Last week, Roger Federer announced on his Instagram account that he would be undergoing an operation on his knee that he said was a follow-up to an injury he sustained during Wimbledon earlier this year. It is the same type of injury that he got in last year’s Australian Open that required him to get two knee surgeries that sidelined him for the rest of 2020. So this will be the third knee surgery in the last 18 months.
This news does not come as a complete shock considering Federer opted out of the Tokyo Summer Olympics in July and missed all of the U.S. Open tune-up tournaments, but it is alarming. The surgery means that he will miss the U.S. Open as well as all of the remaining tournaments in 2021. With Federer announcing that he will be out several months, and offering no specific timetable for his return, it’s not much of a stretch to suggest that retirement is on the horizon for the 20-time Grand Slam Champion.
If this is the end for Roger Federer, the 40 year-old tennis player has a lot to be happy about. He has over twelve hundred match wins, a total of 103 career singles titles, and has been the number one tennis player of the world for a total 310 weeks, and has been the year-end number one player five times in his career. He’s also second all-time in career earnings with more than $130 million in prize money. That’s nothing to sneeze at.
Federer’s big claim to fame is his record 20 Grand Slam singles titles, which is the most all-time in a three-way tie. Spaniard Rafael Nadal and Serbian Novak Djokovic each have 20 Grand Slam singles titles. Federer has also won the year-end ATP Tour Finals six times, has a Gold Medal in Mens Doubles at the 2008 Summer Olympics, and is a Silver Medalist in Mens Singles at the 2012 Summer Olympics. That’s quite a resume.
There’s a disparity in Federer’s feelings right now, which is why it’s difficult to predict his future. Mentally, Federer wants to keep going, but his age and the physical wear and tear on his body is taking him in a different direction. Then you have pride and legacy. Federer’s last match was in the quarterfinals of the Wimbledon, which he lost to Hubert Hurkacz in straight sets, that included a 0-6 final set. With all due respect to Hurkacz, this loss is not what Federer, or any of his fans, want to be the end. It just can’t end this way, which is why Federer will be more motivated than ever to get back in the game and end it on his terms.

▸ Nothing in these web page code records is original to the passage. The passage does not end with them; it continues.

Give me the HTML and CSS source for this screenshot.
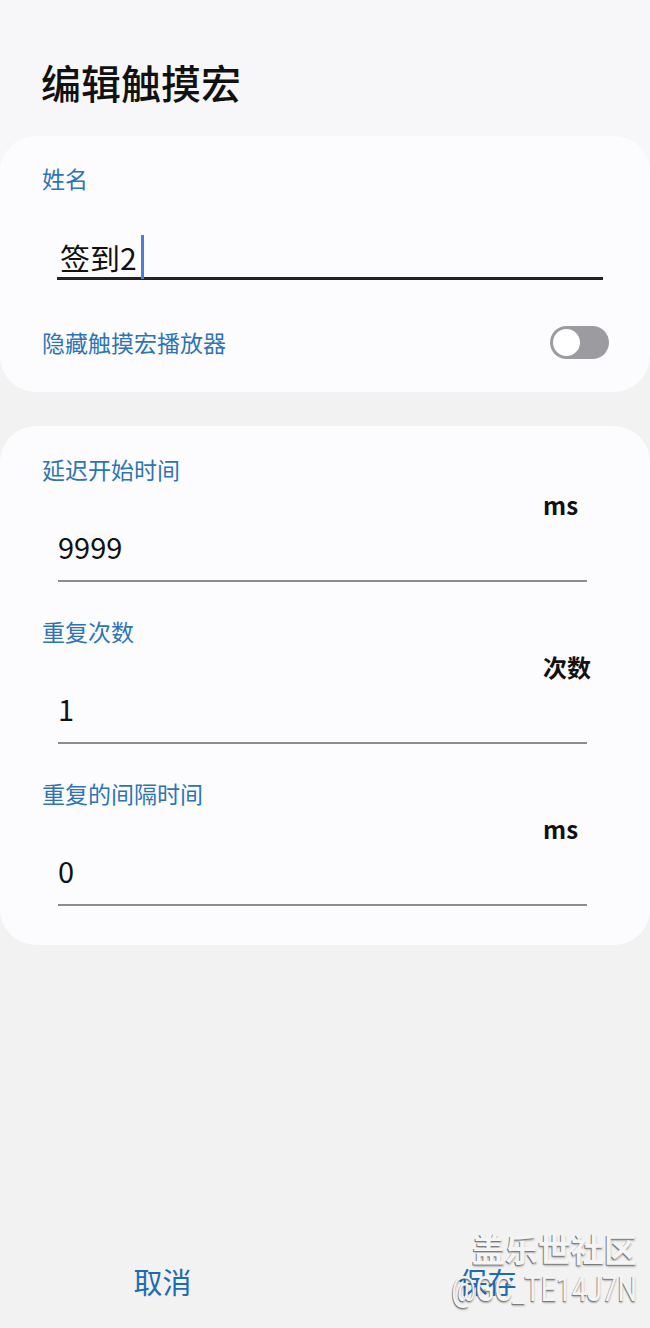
FILE: index.html
```html
<!DOCTYPE html>
<html lang="zh-CN">
<head>
<meta charset="utf-8">
<title>编辑触摸宏</title>
<link rel="stylesheet" href="styles.css">
</head>
<body>
<div class="page">
  <div class="top">
    <h1 class="title">编辑触摸宏</h1>
    <section class="card card-name">
      <div class="label">姓名</div>
      <div class="name-field">
        <span class="name-text">签到2</span><span class="cursor"></span>
      </div>
      <div class="toggle-row">
        <span class="label">隐藏触摸宏播放器</span>
        <span class="toggle"><span class="knob"></span></span>
      </div>
    </section>
  </div>

  <section class="card card-params">
    <div class="group">
      <div class="label">延迟开始时间</div>
      <div class="field">
        <div class="unit">ms</div>
        <div class="value">9999</div>
      </div>
    </div>
    <div class="group">
      <div class="label">重复次数</div>
      <div class="field">
        <div class="unit">次数</div>
        <div class="value">1</div>
      </div>
    </div>
    <div class="group">
      <div class="label">重复的间隔时间</div>
      <div class="field">
        <div class="unit">ms</div>
        <div class="value">0</div>
      </div>
    </div>
  </section>

  <div class="actions">
    <button class="action">取消</button>
    <button class="action">保存</button>
  </div>

  <div class="watermark">
    <div class="wm-cn">盖乐世社区</div>
    <div class="wm-id">@GC_TE14J7N</div>
  </div>
</div>
</body>
</html>
```

FILE: styles.css
```css
* { box-sizing: border-box; }

html, body {
  margin: 0;
  padding: 0;
}

body {
  background: #f2f2f2;
  font-family: "Noto Sans CJK SC", "Noto Sans", sans-serif;
  color: #111;
}

.page {
  position: relative;
  height: 1328px;
  display: flex;
  flex-direction: column;
  overflow: hidden;
}

.top {
  background: linear-gradient(to bottom, #f7f7f9 0, #f7f7f9 200px, #f2f2f2 200px);
}

.title {
  margin: 0;
  padding: 56px 0 0 41px;
  height: 136px;
  font-size: 40px;
  line-height: 52px;
  font-weight: 500;
  color: #111;
}

.card {
  background: #fcfcfe;
  border-radius: 36px;
}

.label {
  font-size: 23px;
  line-height: 28px;
  color: #2e74b5;
}

.card-name {
  padding: 28px 41px 18px 42px;
}

.name-field {
  display: flex;
  margin: 45px 6px 0 15px;
  padding-left: 3px;
  height: 43px;
  border-bottom: 3px solid #222;
}

.name-text {
  font-size: 30px;
  line-height: 40px;
  color: #111;
}

.cursor {
  width: 3px;
  margin: -2px 0 -2px 4px;
  background: #4a7fd3;
}

.toggle-row {
  margin-top: 30px;
  height: 64px;
  display: flex;
  align-items: center;
  justify-content: space-between;
}

.toggle {
  width: 59px;
  height: 33px;
  padding: 3px;
  border-radius: 17px;
  background: #9b9ba0;
  display: flex;
  align-items: center;
}

.knob {
  width: 27px;
  height: 27px;
  border-radius: 50%;
  background: #fff;
}

.card-params {
  margin-top: 34px;
  padding: 29px 41px 39px 42px;
}

.group + .group {
  margin-top: 35px;
}

.field {
  margin: 8px 22px 0 16px;
  padding-bottom: 14px;
  border-bottom: 2px solid #8c8c8c;
}

.unit {
  margin-left: calc(100% - 44px);
  font-size: 24px;
  line-height: 28px;
  font-weight: 700;
  color: #111;
  white-space: nowrap;
}

.value {
  margin-top: 7px;
  font-size: 29px;
  line-height: 40px;
  color: #111;
}

.actions {
  margin-top: auto;
  height: 94px;
  display: flex;
  align-items: center;
}

.action {
  flex: 1;
  border: 0;
  background: none;
  padding: 0;
  font-family: "Noto Sans CJK SC", "Noto Sans", sans-serif;
  font-size: 29px;
  line-height: 40px;
  color: #1f6bb3;
}

.watermark {
  position: absolute;
  right: 13px;
  top: 1226px;
  text-align: right;
  color: #f4f4f4;
  text-shadow: -1px 1px 0 #7d7d7d, 0 2px 2px rgba(0, 0, 0, 0.3);
  pointer-events: none;
}

.wm-cn {
  font-size: 33px;
  line-height: 44px;
  font-weight: 700;
}

.wm-id {
  font-family: Roboto, "Liberation Sans", sans-serif;
  font-size: 35px;
  line-height: 40px;
  transform: scaleX(0.78);
  transform-origin: right center;
  white-space: nowrap;
}
```
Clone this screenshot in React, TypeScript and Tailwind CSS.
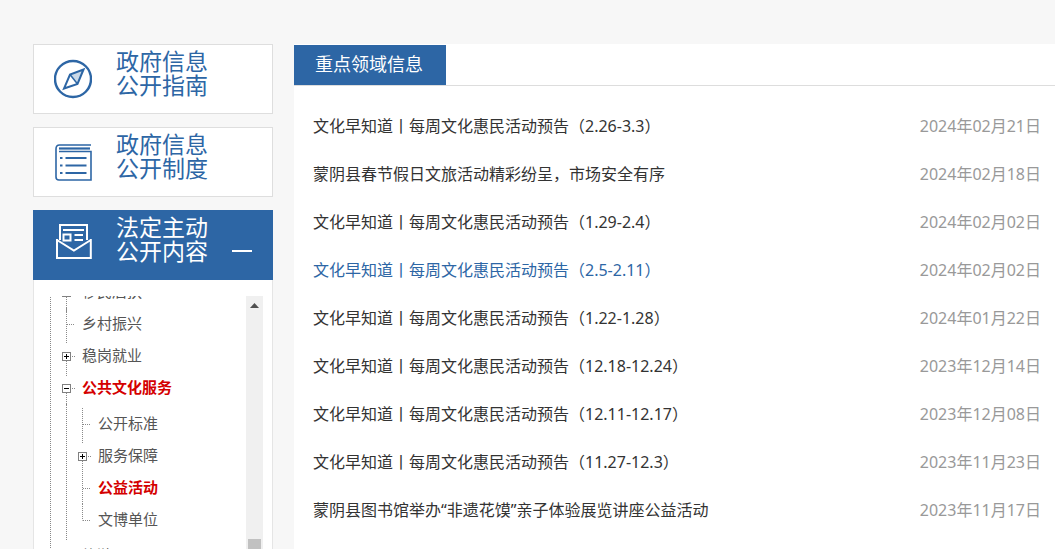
const BLUE = "#2d66a5";

const news = [
  { title: "文化早知道丨每周文化惠民活动预告（2.26-3.3）", date: "2024年02月21日" },
  { title: "蒙阴县春节假日文旅活动精彩纷呈，市场安全有序", date: "2024年02月18日" },
  { title: "文化早知道丨每周文化惠民活动预告（1.29-2.4）", date: "2024年02月02日" },
  { title: "文化早知道丨每周文化惠民活动预告（2.5-2.11）", date: "2024年02月02日", active: true },
  { title: "文化早知道丨每周文化惠民活动预告（1.22-1.28）", date: "2024年01月22日" },
  { title: "文化早知道丨每周文化惠民活动预告（12.18-12.24）", date: "2023年12月14日" },
  { title: "文化早知道丨每周文化惠民活动预告（12.11-12.17）", date: "2023年12月08日" },
  { title: "文化早知道丨每周文化惠民活动预告（11.27-12.3）", date: "2023年11月23日" },
  { title: "蒙阴县图书馆举办“非遗花馍”亲子体验展览讲座公益活动", date: "2023年11月17日" },
];

const CompassIcon = () => (
  <svg width="38" height="40" viewBox="0 0 38 40" fill="none" stroke={BLUE} strokeWidth="2">
    <circle cx="19" cy="20" r="18" strokeWidth="2.4" />
    <path d="M29.5 10.5 23.5 25 10 29.5 16 15.5Z" />
    <path d="M16 15.5 23.5 25" strokeWidth="1.5" />
    <path d="M29.5 10.5 16 15.5 23.5 25Z" fill={BLUE} fillOpacity="0.25" stroke="none" />
  </svg>
);

const BookIcon = () => (
  <svg width="38" height="40" viewBox="0 0 38 40" fill="none" stroke={BLUE}>
    <path d="M37 3H5.5Q2 3 2 7V35Q2 38 5 38H37V9.5H5" strokeWidth="1.6" />
    <path d="M5 6.5H36" strokeWidth="2.2" />
    <path d="M11.5 16H32.5M11.5 23.5H32.5M11.5 31H32.5" strokeWidth="2.2" />
    <path d="M6 16H8.5M6 23.5H8.5M6 31H8.5" strokeWidth="2.2" />
  </svg>
);

const MailIcon = () => (
  <svg width="38" height="40" viewBox="0 0 38 40" fill="none" stroke="#fff" strokeWidth="2">
    <path d="M6 18V3H33V18" />
    <path d="M3 17V36H36.8V17M3 18 19.9 28.6 36.8 18" />
    <path d="M9 8H30" />
    <rect x="9.5" y="12.5" width="7" height="6" />
    <path d="M20.5 13H29M20.5 18H29" />
  </svg>
);

type Node = "tee" | "corner" | "plus" | "minus" | "plusChild" | "tick" | "leaf";

const TreeNode = ({ kind }: { kind: Node }) => {
  const dots = { stroke: "#8a8a8a", strokeDasharray: "1 1" };
  const hasBox = kind === "plus" || kind === "minus" || kind === "plusChild";
  return (
    <svg width="16" height="32" viewBox="0 0 16 32" className="shrink-0 overflow-visible" fill="none">
      {kind === "tee" && <path d="M8.5 0V35" {...dots} />}
      {kind === "tick" && <path d="M8.5 1V32" {...dots} />}
      {kind === "corner" && <path d="M8.5 0V16.5" {...dots} />}
      {kind === "plus" && <path d="M8.5 21V36" {...dots} />}
      {kind === "minus" && <path d="M8.5 21V32" {...dots} />}
      {kind === "plusChild" && <path d="M8.5 21V32" {...dots} />}
      {hasBox ? <path d="M14 16.5H17" {...dots} /> : <path d="M9 16.5H17" {...dots} />}
      {hasBox && <rect x="4.5" y="12.5" width="8" height="8" stroke="#808080" fill="#fff" />}
      {hasBox && <path d="M6 16.5H11" stroke="#000" />}
      {(kind === "plus" || kind === "plusChild") && <path d="M8.5 14V19" stroke="#000" />}
    </svg>
  );
};

const TreeRow = ({ kind, label, active }: { kind: Node; label: string; active?: boolean }) => (
  <div className="flex h-8 items-center">
    <TreeNode kind={kind} />
    <span className={active ? "ml-2 pb-0.5 text-[15px] font-bold text-[#d40000]" : "ml-2 pb-0.5 text-[15px] text-[#555]"}>
      {label}
    </span>
  </div>
);

const Card = ({ icon, lines }: { icon: React.ReactNode; lines: string[] }) => (
  <div className="flex h-[70px] items-center border border-[#dedede] bg-white pl-5">
    {icon}
    <div className="ml-6 pb-3 text-[23px] leading-6 text-[#2d66a5]">
      {lines.map((line) => (
        <div key={line}>{line}</div>
      ))}
    </div>
  </div>
);

export default function App() {
  return (
    <div
      className="flex h-[549px] gap-[21px] overflow-hidden bg-[#f7f7f7] pt-11 pl-[33px]"
      style={{ fontFamily: '"Noto Sans", "Noto Sans CJK SC", sans-serif' }}
    >
      <aside className="flex w-60 shrink-0 flex-col">
        <Card icon={<CompassIcon />} lines={["政府信息", "公开指南"]} />
        <div className="mt-[13px]">
          <Card icon={<BookIcon />} lines={["政府信息", "公开制度"]} />
        </div>
        <div className="mt-[13px] flex h-[70px] shrink-0 items-center bg-[#2d66a5] pl-[21px] text-white">
          <div className="mb-1.5">
            <MailIcon />
          </div>
          <div className="ml-6 pb-3 text-[23px] leading-6">
            <div>法定主动</div>
            <div>公开内容</div>
          </div>
          <span className="mt-3 ml-6 h-0.5 w-5 bg-white" />
        </div>
        <div className="flex flex-1 gap-[2px] overflow-hidden border-x border-[#e5e5e5] bg-white pt-4">
          <div className="h-full flex-1 overflow-hidden">
            <div className="-mt-5 ml-4 border-l border-dotted border-[#888] pl-[7px]">
              <TreeRow kind="plus" label="移民后扶" />
              <TreeRow kind="tee" label="乡村振兴" />
              <TreeRow kind="plus" label="稳岗就业" />
              <TreeRow kind="minus" label="公共文化服务" active />
              <div className="ml-2 border-l border-dotted border-[#888] pt-1 pb-1 pl-[7px]">
                <TreeRow kind="tee" label="公开标准" />
                <TreeRow kind="plusChild" label="服务保障" />
                <TreeRow kind="tick" label="公益活动" active />
                <TreeRow kind="corner" label="文博单位" />
              </div>
              <TreeRow kind="leaf" label="旅游" />
            </div>
          </div>
          <div className="mr-[9px] flex w-[17px] shrink-0 flex-col items-center bg-[#f0f0f0]">
            <svg width="9" height="5" viewBox="0 0 9 5" className="mt-[7px] shrink-0">
              <path d="M4.5 0 9 5H0Z" fill="#505050" />
            </svg>
            <div className="mt-[231px] h-20 w-[13px] shrink-0 bg-[#c1c1c1]" />
          </div>
        </div>
      </aside>

      <main className="min-w-0 flex-1 bg-white pt-px">
        <div className="flex h-[41px] border-b border-[#ddd]">
          <div className="flex h-10 w-[152px] items-center justify-center bg-[#2d66a5] pr-0.5 pb-0.5 text-lg text-white">
            重点领域信息
          </div>
        </div>
        <ul className="pt-4 pr-3.5 pl-[19px]">
          {news.map((item) => (
            <li key={item.title} className="flex h-12 items-center justify-between text-base">
              <span className={item.active ? "text-[#2d66a5]" : "text-[#333]"}>{item.title}</span>
              <span className="text-[#999]">{item.date}</span>
            </li>
          ))}
        </ul>
      </main>
    </div>
  );
}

If there’s any hope at all that a dominating return is on the horizon, Fed fans can turn to the 2017 Australian Open, 2017 Wimbledon, and 2018 Australian Open as inspiration. Those were the last three Grand Slam singles titles for Federer that brought him to 20 and they came after a major knee surgery, but recovering from surgery at 35/36 years-old is a lot less daunting than trying to do it at 40. Whatever Roger Federer decides to do, he will go down as the greatest player of all-time, leaving it all on the court, doing it the right way, and bringing joy to fans all over the world including myself. That’s the Roger way and the reason we call him Maestro.